Exercise prompt: Return all lines below containing the word "with".

Data to process:
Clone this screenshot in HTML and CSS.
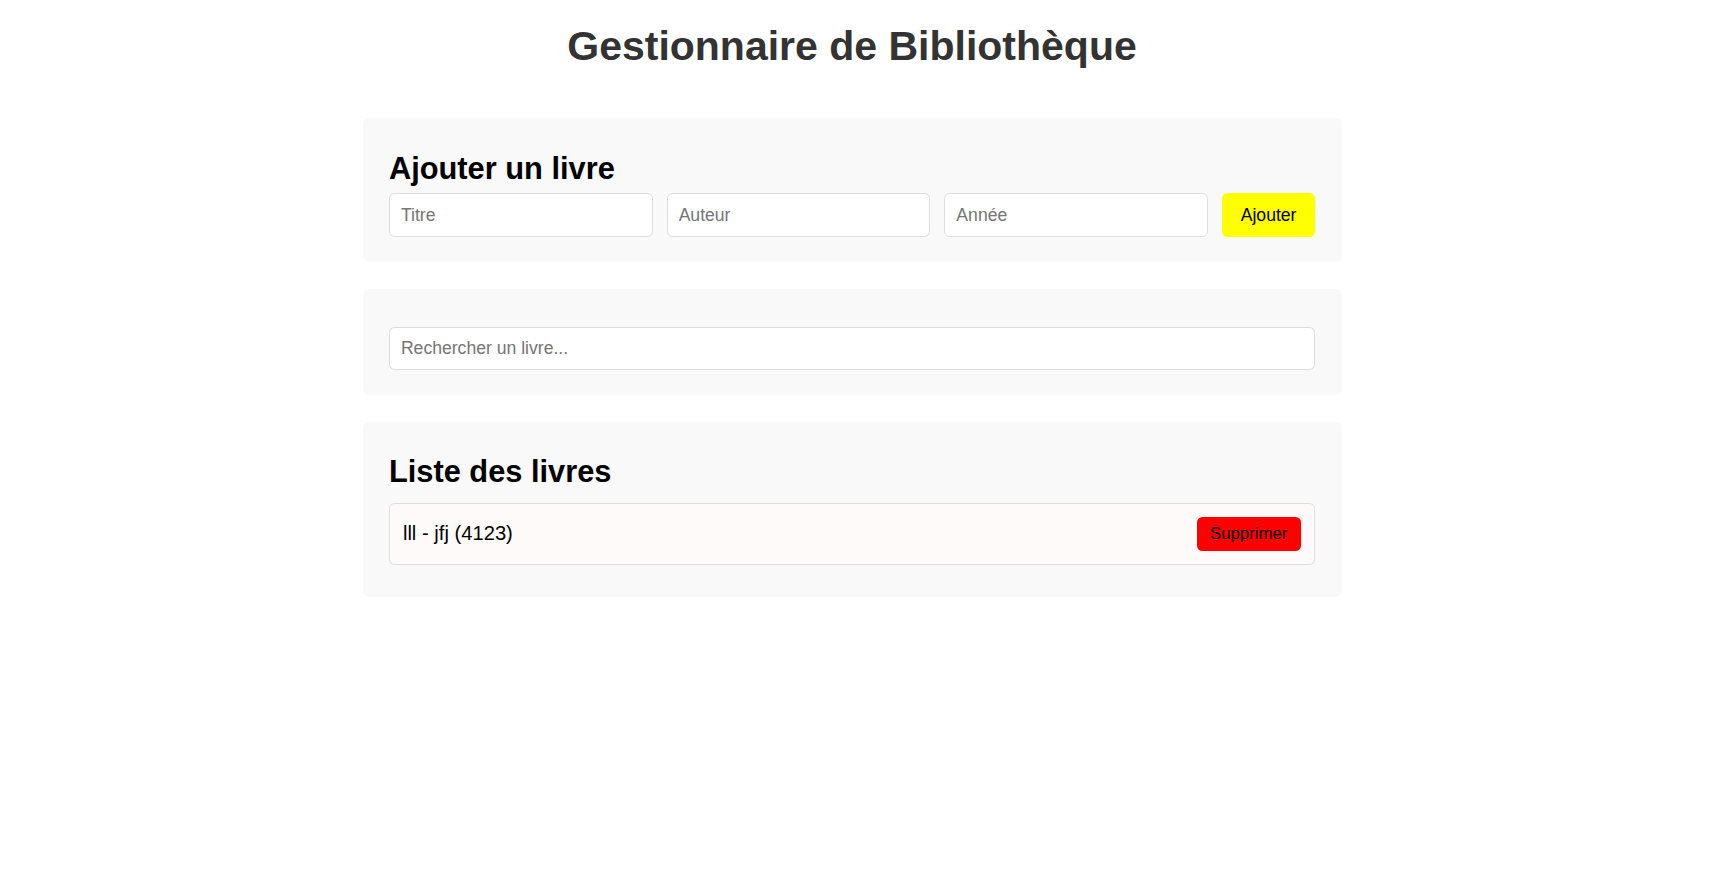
FILE: index.html
```html
<!DOCTYPE html>
<html lang="fr">
<head>
<meta charset="utf-8">
<title>Gestionnaire de Bibliothèque</title>
<link rel="stylesheet" href="styles.css">
</head>
<body>
  <h1 class="page-title">Gestionnaire de Bibliothèque</h1>
  <main class="container">
    <section class="card card-add">
      <h2 class="card-title">Ajouter un livre</h2>
      <form class="add-form">
        <input class="field" type="text" placeholder="Titre">
        <input class="field" type="text" placeholder="Auteur">
        <input class="field" type="text" placeholder="Année">
        <button class="btn-add" type="button">Ajouter</button>
      </form>
    </section>
    <section class="card card-search">
      <input class="field search-field" type="text" placeholder="Rechercher un livre...">
    </section>
    <section class="card card-list">
      <h2 class="card-title list-title">Liste des livres</h2>
      <ul class="book-list">
        <li class="book-item">
          <span class="book-text">lll - jfj (4123)</span>
          <button class="btn-delete" type="button">Supprimer</button>
        </li>
      </ul>
    </section>
  </main>
</body>
</html>
```

FILE: styles.css
```css
* {
  box-sizing: border-box;
}

html, body {
  background: #ffffff;
}

body {
  margin: 0;
  padding: 0 6px 0 0;
  font-family: "Liberation Sans", Arial, Helvetica, sans-serif;
  color: #000;
}

.page-title {
  margin: 23px 0 48px;
  font-size: 41px;
  font-weight: bold;
  line-height: 47px;
  color: #333333;
  text-align: center;
}

.container {
  width: 979px;
  margin: 0 auto;
  display: flex;
  flex-direction: column;
}

.card {
  background: #f9f9f9;
  border-radius: 6px;
  padding: 22px 26.4px;
}

.card-add {
  padding-bottom: 25px;
}

.card-search {
  margin-top: 27px;
  padding-top: 38.3px;
  padding-bottom: 24.7px;
}

.card-list {
  margin-top: 26.6px;
  padding-bottom: 32.5px;
}

.card-title {
  margin: 10.6px 0 7px;
  font-size: 30.8px;
  line-height: 35.4px;
  font-weight: bold;
  color: #000;
}

.list-title {
  margin-bottom: 13.6px;
}

.add-form {
  display: flex;
  gap: 14px;
  margin: 0;
}

.field {
  flex: 1 1 0;
  min-width: 0;
  height: 44px;
  padding: 0 11px;
  border: 1px solid #dcdcdc;
  border-radius: 5.5px;
  background: #ffffff;
  font-family: "Liberation Sans", Arial, Helvetica, sans-serif;
  font-size: 17.6px;
  color: #000;
  outline: none;
}

.field::placeholder {
  color: #757575;
}

.search-field {
  display: block;
  width: 100%;
  height: 43px;
}

.btn-add {
  flex: 0 0 93px;
  height: 44px;
  padding: 0;
  border: none;
  border-radius: 5.5px;
  background: #ffff00;
  color: #000;
  font-family: "Liberation Sans", Arial, Helvetica, sans-serif;
  font-size: 17.6px;
}

.book-list {
  list-style: none;
  margin: 0;
  padding: 0;
}

.book-item {
  display: flex;
  align-items: center;
  justify-content: space-between;
  height: 61.5px;
  padding: 0 13.2px 0 13px;
  border: 1px solid #dddddd;
  border-radius: 5.5px;
  background: #fffafa;
}

.book-text {
  font-size: 20.2px;
  color: #000;
}

.btn-delete {
  width: 104.4px;
  height: 33.5px;
  padding: 0;
  border: none;
  border-radius: 5.5px;
  background: #ff0000;
  color: #000;
  font-family: "Liberation Sans", Arial, Helvetica, sans-serif;
  font-size: 16.8px;
}
```
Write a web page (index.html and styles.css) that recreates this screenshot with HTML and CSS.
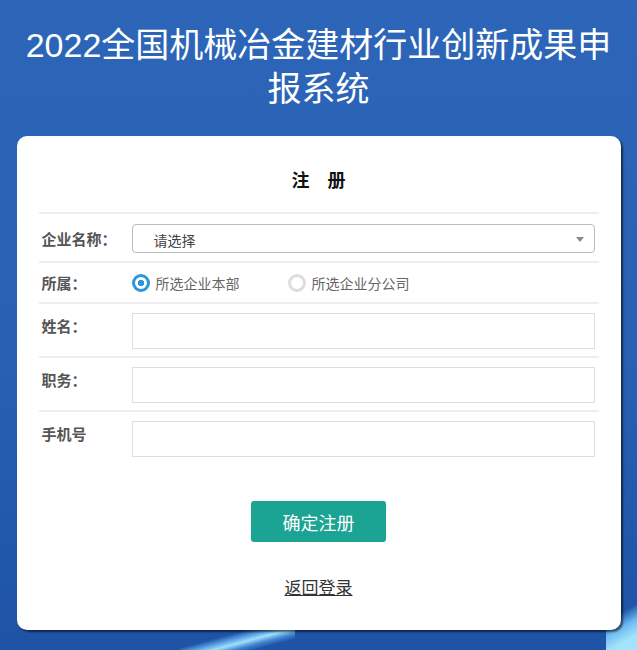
FILE: index.html
```html
<!DOCTYPE html>
<html lang="zh-CN">
<head>
    <meta charset="UTF-8">
    <meta name="viewport" content="width=device-width, initial-scale=1.0">
    <title>注册 - 2022全国机械冶金建材行业创新成果申报系统</title>
    <link rel="stylesheet" href="styles.css">
</head>
<body>
    <div class="waves"></div>
    <h1 class="site-title">2022全国机械冶金建材行业创新成果申报系统</h1>

    <div class="panel">
        <h2>注&emsp;册</h2>

        <div class="form">
            <div class="row row-select">
                <label class="label">企业名称：</label>
                <div class="select">
                    <span>请选择</span>
                    <i class="caret"></i>
                </div>
            </div>

            <div class="row row-radio">
                <label class="label">所属：</label>
                <label class="radio checked"><i></i>所选企业本部</label>
                <label class="radio"><i></i>所选企业分公司</label>
            </div>

            <div class="row">
                <label class="label" for="name">姓名：</label>
                <input type="text" id="name">
            </div>

            <div class="row">
                <label class="label" for="job">职务：</label>
                <input type="text" id="job">
            </div>

            <div class="row last">
                <label class="label" for="phone">手机号</label>
                <input type="text" id="phone">
            </div>
        </div>

        <button class="btn-submit">确定注册</button>

        <a class="back" href="#">返回登录</a>
    </div>
</body>
</html>
```

FILE: styles.css
```css
body {
    margin: 0;
    padding: 0;
    height: 650px;
    overflow: hidden;
    font-family: 'Noto Sans CJK SC', 'Noto Sans', sans-serif;
    background: linear-gradient(180deg, #2d66b8 0%, #2860b3 55%, #1e53a6 100%);
    position: relative;
}
/* 底部光带 */
.waves {
    position: absolute;
    left: 0;
    right: 0;
    bottom: 0;
    height: 60px;
    background:
        linear-gradient(165deg, transparent 0 40%, rgba(110, 190, 250, 0.8) 52%, rgba(170, 230, 255, 0.95) 60%, rgba(90, 170, 240, 0.6) 70%, transparent 80%) 180px 36px / 115px 24px no-repeat,
        linear-gradient(150deg, transparent 0 40%, rgba(120, 205, 255, 0.85) 60%, rgba(170, 235, 255, 0.95) 80%) 606px 0 / 31px 60px no-repeat;
}
.site-title {
    margin: 0;
    padding: 23px 22px 0;
    color: #fff;
    font-family: 'Liberation Sans', 'Noto Sans CJK SC', sans-serif;
    font-weight: normal;
    font-size: 34px;
    line-height: 44px;
    text-align: center;
    position: relative;
}
.panel {
    position: relative;
    width: 560px;
    margin: 25px auto 0;
    padding: 29px 22px 31px;
    background: #fff;
    border-radius: 10px;
    box-shadow: 2px 2px 2px rgba(0, 0, 0, 0.55);
}
.panel h2 {
    margin: 0 0 19px;
    font-size: 18px;
    line-height: 28px;
    color: #111;
    text-align: center;
    font-weight: bold;
}
.form {
    border-top: 2px solid #ededed;
}
.row {
    display: flex;
    align-items: flex-start;
    padding: 9px 0 7px;
    border-bottom: 2px solid #ededed;
}
.row.last {
    border-bottom: none;
}
.label {
    width: 93px;
    padding-left: 3px;
    box-sizing: border-box;
    font-size: 15px;
    font-weight: bold;
    color: #555;
    line-height: 26px;
}
.row-select {
    align-items: center;
    padding: 10px 0 8px;
}
.select {
    flex: 1;
    margin-right: 4px;
    height: 29px;
    border: 1px solid #bbb;
    border-radius: 4px;
    box-sizing: border-box;
    display: flex;
    align-items: center;
    padding: 2px 10px 0 21px;
    font-size: 14px;
    color: #444;
}
.select span {
    flex: 1;
}
.caret {
    width: 0;
    height: 0;
    border-left: 4px solid transparent;
    border-right: 4px solid transparent;
    border-top: 5px solid #888;
}
.row-radio {
    align-items: center;
    padding: 7px 0 6px;
}
.radio {
    display: flex;
    align-items: center;
    font-size: 14px;
    color: #666;
    width: 156px;
}
.radio i {
    width: 12px;
    height: 12px;
    border: 3px solid #ddd;
    border-radius: 50%;
    margin-right: 6px;
    box-sizing: content-box;
}
.radio.checked i {
    border-color: #2e96dd;
    background: radial-gradient(circle, #2e96dd 0 3px, #fff 3.5px);
}
.row input {
    flex: 1;
    margin: 0 4px 0 0;
    height: 36px;
    border: 1px solid #dcdee6;
    box-sizing: border-box;
    font-size: 14px;
    padding: 0 8px;
}
.btn-submit {
    display: block;
    margin: 37px auto 0;
    width: 135px;
    height: 41px;
    border: none;
    border-radius: 3px;
    background: #1ba394;
    color: #fff;
    font-family: inherit;
    font-size: 18px;
}
.back {
    display: block;
    width: max-content;
    margin: 32px auto 0;
    font-size: 17px;
    color: #333;
    text-decoration: underline;
}
```
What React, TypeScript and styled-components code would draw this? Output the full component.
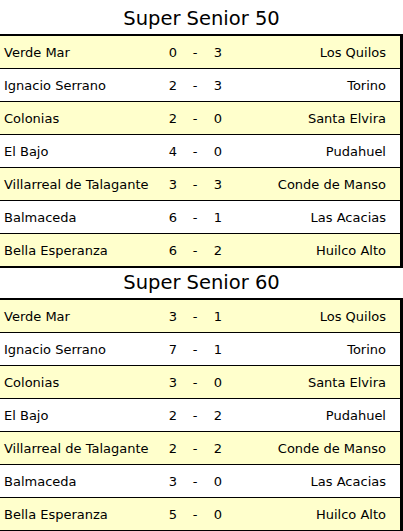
import React from "react";
import styled, { createGlobalStyle } from "styled-components";

const Global = createGlobalStyle`
  html, body { margin: 0; padding: 0; background: #fff; }
  body { font-family: "DejaVu Sans", Verdana, sans-serif; color: #000; }
`;

const Page = styled.div`
  width: 403px;
  padding-top: 4px;
  display: flex;
  flex-direction: column;
`;

const Title = styled.h2`
  margin: 0;
  height: 30px;
  line-height: 30px;
  text-align: center;
  font-size: 19.5px;
  font-weight: normal;
  color: #000;
`;

const Table = styled.div`
  display: flex;
  flex-direction: column;
  border-top: 2px solid #000;
  border-right: 3px solid #000;
  border-bottom: 2px solid #000;
`;

const Row = styled.div<{ $alt: boolean }>`
  display: grid;
  grid-template-columns: 163px 20px 24px 22px 1fr;
  align-items: center;
  height: 32px;
  background: ${(p) => (p.$alt ? "#ffffcc" : "#ffffff")};
  font-size: 13px;
  & + & { border-top: 1px solid #000; }
`;

const Home = styled.span`
  padding-left: 4px;
  white-space: nowrap;
`;

const Cell = styled.span`
  text-align: center;
`;

const Away = styled.span`
  text-align: right;
  padding-right: 14px;
  white-space: nowrap;
`;

type Match = [string, number, number, string];

const s50: Match[] = [
  ["Verde Mar", 0, 3, "Los Quilos"],
  ["Ignacio Serrano", 2, 3, "Torino"],
  ["Colonias", 2, 0, "Santa Elvira"],
  ["El Bajo", 4, 0, "Pudahuel"],
  ["Villarreal de Talagante", 3, 3, "Conde de Manso"],
  ["Balmaceda", 6, 1, "Las Acacias"],
  ["Bella Esperanza", 6, 2, "Huilco Alto"],
];

const s60: Match[] = [
  ["Verde Mar", 3, 1, "Los Quilos"],
  ["Ignacio Serrano", 7, 1, "Torino"],
  ["Colonias", 3, 0, "Santa Elvira"],
  ["El Bajo", 2, 2, "Pudahuel"],
  ["Villarreal de Talagante", 2, 2, "Conde de Manso"],
  ["Balmaceda", 3, 0, "Las Acacias"],
  ["Bella Esperanza", 5, 0, "Huilco Alto"],
];

function Section({ title, matches }: { title: string; matches: Match[] }) {
  return (
    <>
      <Title>{title}</Title>
      <Table>
        {matches.map((m, i) => (
          <Row key={i} $alt={i % 2 === 0}>
            <Home>{m[0]}</Home>
            <Cell>{m[1]}</Cell>
            <Cell>-</Cell>
            <Cell>{m[2]}</Cell>
            <Away>{m[3]}</Away>
          </Row>
        ))}
      </Table>
    </>
  );
}

export default function App() {
  return (
    <Page>
      <Global />
      <Section title="Super Senior 50" matches={s50} />
      <Section title="Super Senior 60" matches={s60} />
    </Page>
  );
}
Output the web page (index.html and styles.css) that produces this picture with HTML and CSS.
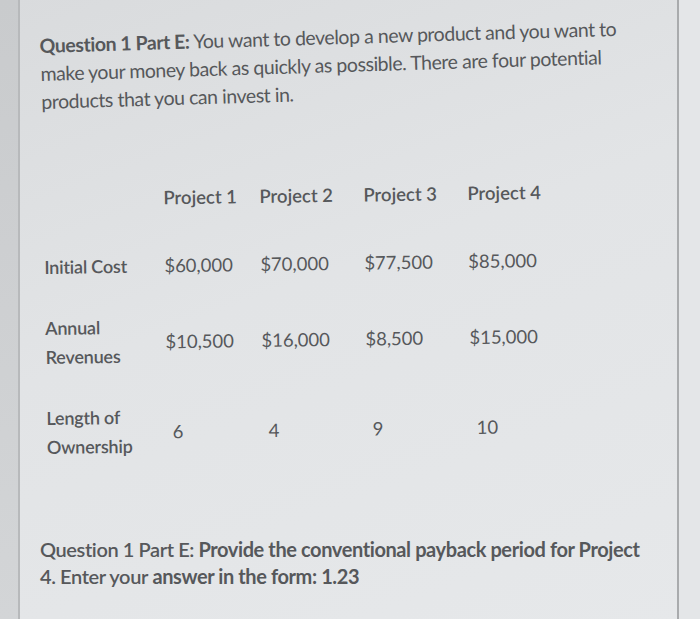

Exercise result:
Write a web page (index.html and styles.css) that recreates this screenshot with HTML and CSS.
Output the web page (index.html and styles.css) that produces this picture with HTML and CSS.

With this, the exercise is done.